Profiles are grouped as (A) Northern Hemisphere observations between LS = 210 and 330, (B) Southern Hemisphere observations between LS = 245 to 290, and (C) Southern Hemisphere observation between LS = 310 and 325. Retrievals on a 1-km grid are shown as solid lines, and retrievals at the tangent heights are shown at points with uncertainties derived from the retrievals matrix of partial derivatives. The mean of the ensemble is shown in purple with a shaded area showing the SD. The ensemble of retrievals is shown in fig. S4.

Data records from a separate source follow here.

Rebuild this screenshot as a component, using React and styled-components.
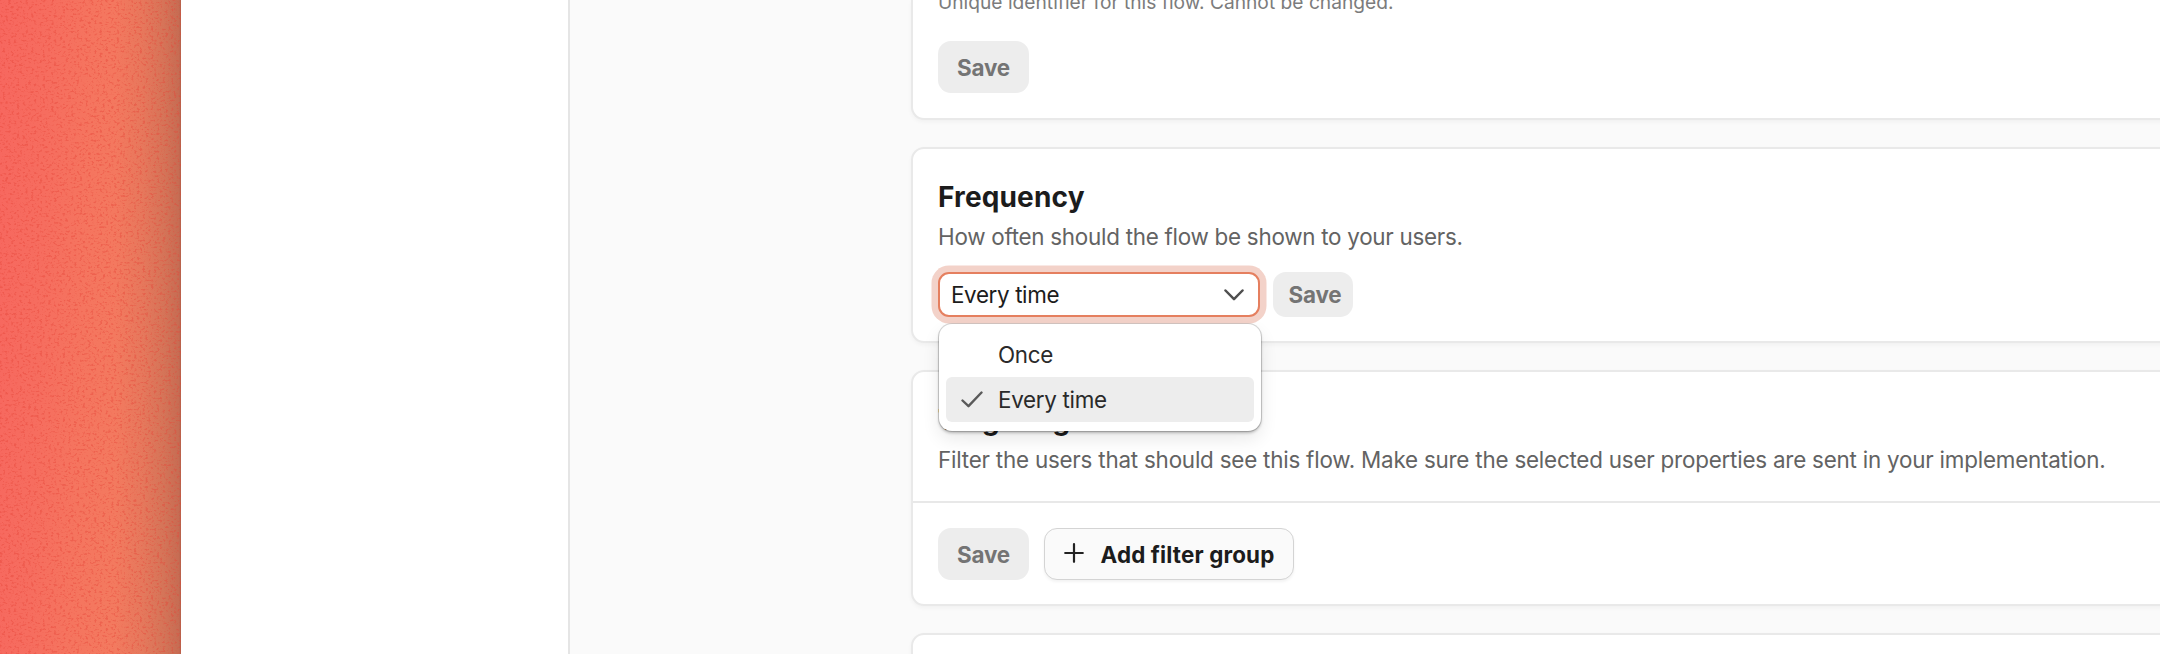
import React from "react";
import styled, { createGlobalStyle, css } from "styled-components";

const GlobalStyle = createGlobalStyle`
  * { box-sizing: border-box; }
  body { margin: 0; background: #fafafa; overflow: hidden; }
`;

const Screen = styled.div`
  display: flex;
  width: 2160px;
  height: 654px;
  overflow: hidden;
  background: #fafafa;
  font-family: Inter, "Liberation Sans", sans-serif;
  color: #1c1c1c;
`;

const Wallpaper = styled.div`
  flex: none;
  width: 181px;
  display: grid;
  background:
    linear-gradient(90deg, transparent 115px, rgba(90, 75, 50, 0.07) 142px, rgba(90, 75, 50, 0.17) 163px, rgba(85, 60, 45, 0.26) 179px, rgba(85, 50, 40, 0.38) 181px),
    linear-gradient(92deg, #f7675f 0, #f66d5f 50px, #f5755f 95px, #f37a5f 135px, #ee7d60 181px);
`;

const Grain = styled.svg`
  width: 100%;
  height: 100%;
`;

const Sidebar = styled.aside`
  flex: none;
  width: 389px;
  background: #fff;
  border-right: 2px solid #e5e5e5;
`;

const Main = styled.main`
  flex: none;
  width: 1590px;
  height: 654px;
  padding-left: 341px;
  display: flex;
  flex-direction: column;
  gap: 27px;
  overflow: hidden;
`;

const Card = styled.section`
  flex: none;
  width: 1400px;
  height: ${(p) => p.$height}px;
  background: #fff;
  border: 2px solid #e9e9e9;
  border-radius: 13px;
  box-shadow: 0 2px 4px rgba(0, 0, 0, 0.04);
  padding: ${(p) => p.$top}px 25px 0;
  ${(p) => p.$cut && css`
    border-top: 0;
    border-top-left-radius: 0;
  `}
`;

const Title = styled.h2`
  margin: 0;
  font-size: 28px;
  line-height: 40px;
  font-weight: 700;
  letter-spacing: 0.15px;
  white-space: nowrap;
`;

const Description = styled.p`
  margin: 2px 0 0;
  padding-top: 1px;
  font-size: 22.4px;
  line-height: 34px;
  color: #636363;
  white-space: nowrap;
  letter-spacing: ${(p) => p.$tracking}px;
`;

const Hint = styled.p`
  margin: 0;
  font-size: 19.2px;
  line-height: 26px;
  color: #7c7c7c;
  white-space: nowrap;
`;

const Row = styled.div`
  display: flex;
  gap: ${(p) => p.$gap || 0}px;
  margin-top: ${(p) => p.$top}px;
`;

const Button = styled.button`
  display: flex;
  align-items: center;
  justify-content: center;
  gap: 17px;
  flex: none;
  width: ${(p) => p.$width}px;
  height: 52px;
  padding: 2px 0 0;
  border: 0;
  border-radius: 13px;
  background: #ededed;
  color: #747474;
  font-family: inherit;
  font-size: 22.4px;
  font-weight: 700;
  line-height: 34px;
  letter-spacing: -0.1px;
  white-space: nowrap;
  ${(p) => p.$compact && css`
    height: 45px;
    padding: 0 0 0 4px;
  `}
  ${(p) => p.$outlined && css`
    border: 1.6px solid #d4d4d4;
    background: #fafafa;
    color: #1c1c1c;
    letter-spacing: 0.15px;
    box-shadow: 0 2px 3px rgba(0, 0, 0, 0.05);
  `}
`;

const SelectWrap = styled.div`
  position: relative;
  width: 322px;
`;

const SelectBox = styled.div`
  display: flex;
  align-items: center;
  justify-content: space-between;
  height: 45px;
  padding: 0 14px 0 11px;
  border: 2px solid #e57f5f;
  border-radius: 11px;
  background: #fff;
  box-shadow: 0 0 0 6.5px #f3d2c9;
  font-size: 22.4px;
  line-height: 34px;
  letter-spacing: -0.36px;
`;

const Menu = styled.ul`
  position: absolute;
  top: 52px;
  left: 1px;
  z-index: 2;
  width: 322px;
  height: 107px;
  margin: 0;
  padding: 8px 7px;
  list-style: none;
  background: #fff;
  border-radius: 13px;
  box-shadow: 0 0 0 1px rgba(0, 0, 0, 0.15), 0 2px 3px rgba(0, 0, 0, 0.25), 0 8px 18px rgba(0, 0, 0, 0.09);
`;

const Option = styled.li`
  display: flex;
  align-items: center;
  height: 45px;
  border-radius: 6px;
  font-size: 22.4px;
  line-height: 34px;
  letter-spacing: -0.3px;
  color: #2a2a2a;
  background: ${(p) => (p.$selected ? "#ededed" : "transparent")};
`;

const OptionIcon = styled.span`
  display: flex;
  justify-content: center;
  width: 52px;
`;

const Divider = styled.hr`
  margin: 24px -25px 0;
  border: 0;
  height: 2px;
  background: #e8e8e8;
`;

const ChevronIcon = () => (
  <svg width="20" height="12" viewBox="0 0 20 12" fill="none" stroke="#4f4f4f" strokeWidth="2.5" strokeLinecap="round" strokeLinejoin="round">
    <path d="M1.500 1.500 10 10.200l8.500-8.700" />
  </svg>
);

const CheckIcon = () => (
  <svg width="22" height="17" viewBox="0 0 22 17" fill="none" stroke="#5a5a5a" strokeWidth="2.400" strokeLinecap="round" strokeLinejoin="round">
    <path d="M1.500 9.500 7.500 15.200 20.500 1.500" />
  </svg>
);

const PlusShape = styled.svg`
  margin-top: -4px;
`;

const PlusIcon = () => (
  <PlusShape width="20" height="20" viewBox="0 0 20 20" fill="none" stroke="#222" strokeWidth="2.2" strokeLinecap="round">
    <path d="M10 1.200v17.600M1.200 10h17.600" />
  </PlusShape>
);

export default function App() {
  return (
    <Screen>
      <GlobalStyle />
      <Wallpaper>
        <Grain>
          <filter id="grain" x="0" y="0" width="100%" height="100%" colorInterpolationFilters="sRGB">
            <feTurbulence type="fractalNoise" baseFrequency="0.35 0.45" numOctaves="2" seed="4" />
            <feColorMatrix values="0 0 0 0 0.9  0 0 0 0 0.27  0 0 0 0 0.22  5 0 0 0 -2.65" />
          </filter>
          <rect width="100%" height="100%" filter="url(#grain)" opacity="0.42" />
        </Grain>
      </Wallpaper>
      <Sidebar />
      <Main>
        <Card $height={120} $top={0} $cut>
          <Row $top={-11}><Hint>Unique identifier for this flow. Cannot be changed.</Hint></Row>
          <Row $top={26}><Button $width={91}>Save</Button></Row>
        </Card>
        <Card $height={196} $top={28}>
          <Title>Frequency</Title>
          <Description $tracking={-0.26}>How often should the flow be shown to your users.</Description>
          <Row $top={18} $gap={13}>
            <SelectWrap>
              <SelectBox>Every time<ChevronIcon /></SelectBox>
              <Menu>
                <Option><OptionIcon />Once</Option>
                <Option $selected><OptionIcon><CheckIcon /></OptionIcon>Every time</Option>
              </Menu>
            </SelectWrap>
            <Button $width={80} $compact>Save</Button>
          </Row>
        </Card>
        <Card $height={236} $top={28}>
          <Title>Targeting</Title>
          <Description $tracking={-0.21}>Filter the users that should see this flow. Make sure the selected user properties are sent in your implementation.</Description>
          <Divider />
          <Row $top={25} $gap={15}>
            <Button $width={91}>Save</Button>
            <Button $width={250} $outlined><PlusIcon />Add filter group</Button>
          </Row>
        </Card>
        <Card $height={200} $top={28} />
      </Main>
    </Screen>
  );
}
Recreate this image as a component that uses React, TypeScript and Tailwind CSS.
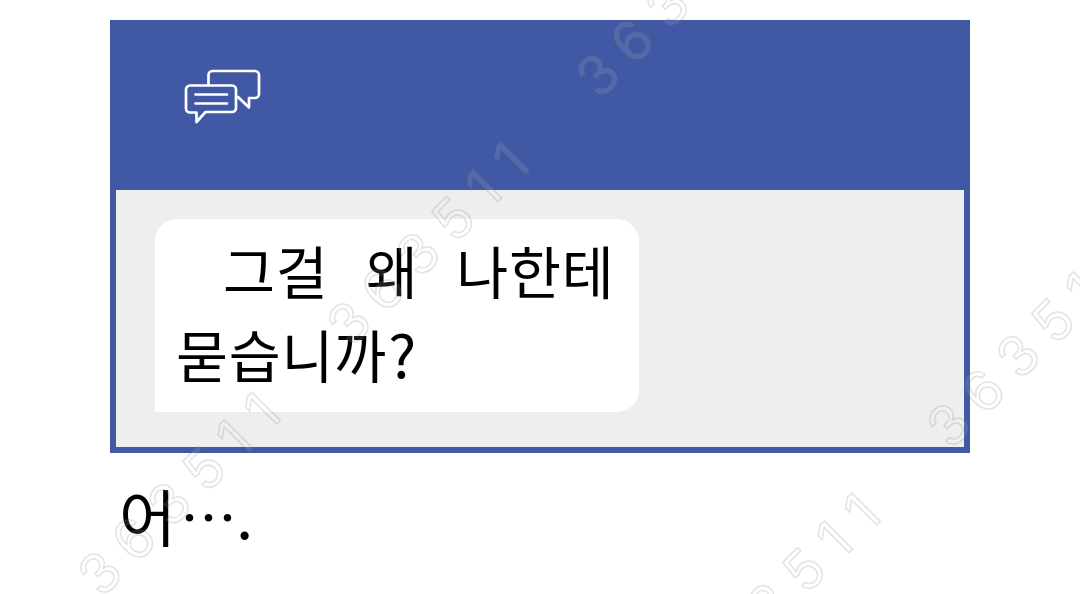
const STAMPS = [
  { x: 348, y: 322 },
  { x: 99, y: 572 },
  { x: 597, y: 74 },
  { x: 948, y: 424 },
  { x: 699, y: 673 },
]

function ChatIcon() {
  return (
    <svg width="78" height="58" viewBox="0 0 78 58" fill="none" stroke="white" strokeWidth="2.7" strokeLinejoin="round" strokeLinecap="round">
      <path d="M25.500 16.500V7a4 4 0 0 1 4-4h42.500a4 4 0 0 1 4 4v19a4 4 0 0 1-4 4H66v9.500L55 29" />
      <path d="M7 17.500h42a4 4 0 0 1 4 4v18.500a4 4 0 0 1-4 4H22.500L13.500 54v-9.500h-6.500a4 4 0 0 1-4-4V21.500a4 4 0 0 1 4-4Z" />
      <path d="M12.500 26.500h31.500M12.500 35.500h31.500" />
    </svg>
  )
}

function Watermark() {
  return (
    <svg className="absolute inset-0 pointer-events-none" width="1080" height="594">
      {STAMPS.map((s) => (
        <text
          key={`${s.x}-${s.y}`}
          transform={`translate(${s.x} ${s.y}) rotate(-45)`}
          x="0 48 98 147 190 229"
          y="21"
          textAnchor="middle"
          className="font-['Inter'] font-normal text-[55px] fill-white/10 stroke-[#777777]/20 stroke-[1.6px]"
        >
          363511
        </text>
      ))}
    </svg>
  )
}

export default function App() {
  return (
    <div className="relative w-[1080px] h-[594px] overflow-hidden bg-white px-[110px] pt-5 font-['Noto_Sans_CJK_KR',sans-serif] text-black">
      <div className="h-[433px] border-6 border-t-0 border-[#4158a4] bg-[#eeeeee]">
        <div className="h-[170px] bg-[#4158a4] pl-[67px] pt-[48px]">
          <ChatIcon />
        </div>
        <div className="pl-[39px] pt-[29px]">
          <div className="w-[484px] h-[193px] rounded-[22px] rounded-bl-none bg-white pl-[21px] pt-[8px] text-[56.5px] leading-[84px] tracking-[0.8px] whitespace-nowrap">
            <p className="pl-[47px] [word-spacing:24px]">그걸 왜 나한테</p>
            <p>묻습니까<span className="pl-px text-[59px] leading-none">?</span></p>
          </div>
        </div>
      </div>
      <p className="pl-[9px] pt-[17px] text-[62px] leading-[90px]">
        어<span className="relative -top-[3px] left-[4px]"><span className="text-[57px] tracking-[-1px]">…</span>.</span>
      </p>
      <Watermark />
    </div>
  )
}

A latitudinal map of all HCl detections and upper limits is shown in Fig. 3A as a function of time, from LS = 163 in Mars Year 34 (MY34) (April 2018) to LS = 166 in MY35 (March 2020). For observations where HCl is not observed, a lower limit is given (see fig. S5), which is generally <0.2 ppbv and often ~0.1 ppbv. No firm detection was made between the beginning of the TGO science phase until the global dust storm (GDS) period. A few values have been retrieved with a 1-sigma confidence level, but they have the same magnitude (<1 ppbv) as the upper limits established in nearby occultations and those previously set by ground-based observations of 0.3 to 0.6 ppbv (4, 5). HCl is detected starting from LS = 230 and persists until around LS = 350. There are over 140 positive detections made by ACS and nearly 50 by NOMAD over the same time period.
All ACS MIR occultations are shown in gray, and those with the spectral range used for HCl, but not bearing strong HCl signatures, are shown as triangles, with the color indicating a lower limit of the HCl VMR. Observations with detected HCl lines are indicated with circles and colored by their maximum retrieved HCl mixing ratio at between 10 and 30 km. Additional retrievals using NOMAD SO are shown with diamonds. Science operations began on LS = 163 in MY34 and continued through LS = 166 in MY35 at the time of writing. The GDS commenced around 190 and was followed by a second storm around LS = 320, and the mean dust opacity (16) is shown in (A). (B) The corresponding lowest usable tangent height for ACS observations, limited by transmission levels below this point being only a few percent.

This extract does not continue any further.